Table ronde : Regroupement familial et litiges stratégiques à la CEDH et CDE

Le regroupement familial est un facteur essentiel pour la réussite de l’intégration des réfugiés dans leur pays d’accueil.[1] Pour les victimes de persécution ou de conflits, se réunir avec des proches – qui demeurent souvent dans des situations dangereuses dans le pays d’origine ou de transit – est une priorité.

En conséquence, les institutions internationales dotées d’un mandat de protection, telles le Haut Commissariat des Nations Unies pour les Réfugiés (HCR)[2], le Commissaire pour les droits de l’Homme du Conseil de l’Europe[3], et le Mouvement international de la Croix-Rouge promeuvent activement le regroupement familial.

Pourtant, dans la foulée de la “crise” migratoire de 2015-16, des Etats européens ont introduit une série de politiques extrêmement restrictives, dans le but de réduire le nombre de personnes qui rempliront les critères d’éligibilité pour le regroupement. Les restrictions introduites sont entre autres des exigences – financières, de logement et de délai – qui sont difficiles ou impossibles à remplir pour des réfugiés nouvellement arrivés.

Partout en Europe des avocats et des ONGs, dont le CSDM, ont contesté la légalité de ces barrières devant la Cour européenne des droits de l’homme (CourEDH), faisant valoir qu’elles représentent des restrictions disproportionnées du droit à une vie familiale selon l’art. 8, et/ou une discrimination prohibée selon l’art. 14 CEDH. La CourEDH a communiqué sept cas aux Etats concernés pendant le 1er semestre 2019, dont trois contre la Suisse qui se distingue par des pratiques particulièrement restrictives.[4]

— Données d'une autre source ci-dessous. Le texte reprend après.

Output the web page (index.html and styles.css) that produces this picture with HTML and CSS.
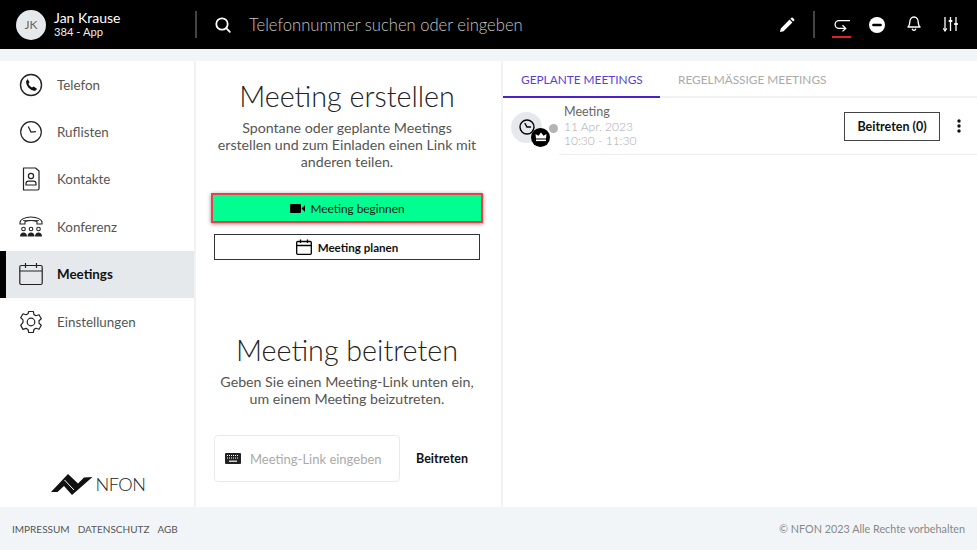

Les juristes spécialisés en droit des réfugiés examinent désormais les possibilités et l’opportunité de saisir de plaintes individuelles le Comité des Nations-Unies sur les droits de l’enfant (CDE), dans les situations de regroupement familial. En effet, de nombreuses dispositions de la Convention portent sur cette question (voir p.ex. les art. 3, 7, 9, 10 et 22). Le CDE a déclaré que les obligations des Etats qui découlent des dispositions pertinentes de la Convention “devraient conditionner les décisions du pays hôte en matière de regroupement familial”.[5] La procédure de plaintes individuelles auprès de la CDE est disponible depuis le 24 juillet 2017. Pour la première fois, les juristes suisses sont confrontés à la question épineuse du choix de la juridiction – entre le CDE et la CEDH – pour les cas de regroupement familial.   

En 2017 le CSDM a conclu un accord pluriannuel avec le Bureau pour la Suisse et le Liechtenstein du HCR pour la promotion du regroupement familial des réfugiés en Suisse. Le projet comprend la formation de juristes et la prise en charge de cas stratégiques auprès des instances internationales. En 2019 le CSDM a conclu en plus un partenariat avec la Croix-Rouge Suisse pour la prise en charge de cas devant les instances nationales. Dans ce cadre, le CSDM mène des cas de regroupement familial devant le Secrétariat d’Etat aux migrations (SEM) et le Tribunal administratif fédéral (TAF).

Dans la mesure où ni la CEDH, ni la CDE, confèrent un droit subjectif  directement applicable spécifique au regroupement familial pour les réfugiés, les participants à la Table ronde seront invités à discuter des défis impliqués par les actions devant ces instances, avec le choix d’instance en point de mire.


[1] Voir Commissaire pour les droits de l’Homme, Conseil de l’Europe, Intervention de tierce partie in Dabo v. Suède, no. 12510/18, § 7: “Apart from inflicting hardship on beneficiaries of international protection, such problems [caused by family separation] have been recognised as getting in the way of their necessary steps towards integration, such as language learning, other education, and orientation towards the labour market. In many cases, only once the source of this problem has been removed, meaning that family reunification has been achieved, can the integration trajectory truly begin.”

[2] UNHCR & CSDM, Le regroupement familial des réfugiés en Suisse: Cadre juridique et considérations d’ordre stratégique, octobre 2017.

[3] Commissaire aux droits de l’Homme, Conseil de l’Europe, Réaliser le droit au regroupement familiale des réfugiés en Europe, juin 2017.  

[4] B.F. et D.E. c. Suisse, no. 13258/18; J.K. c. Suisse, no. 15500/18; Rinesa ZEQIRI c. Suisse, no. 20596/18; Dabo c. Suède, no. 12510/18; M.T. et d’autres c. Suède, no. 22105/18; M.A. c. Danemark, no. 6697/18; Mahamuud Muse Shire et d’autres c. les Pays-Bas, no. 9933/18.

[5] Comité CDE, General comment No. 6 (2005): Treatment of Unaccompanied and Separated Children Outside their Country of Origin, 1er septembre 2005, CRC/GC/2005/6 , § 83.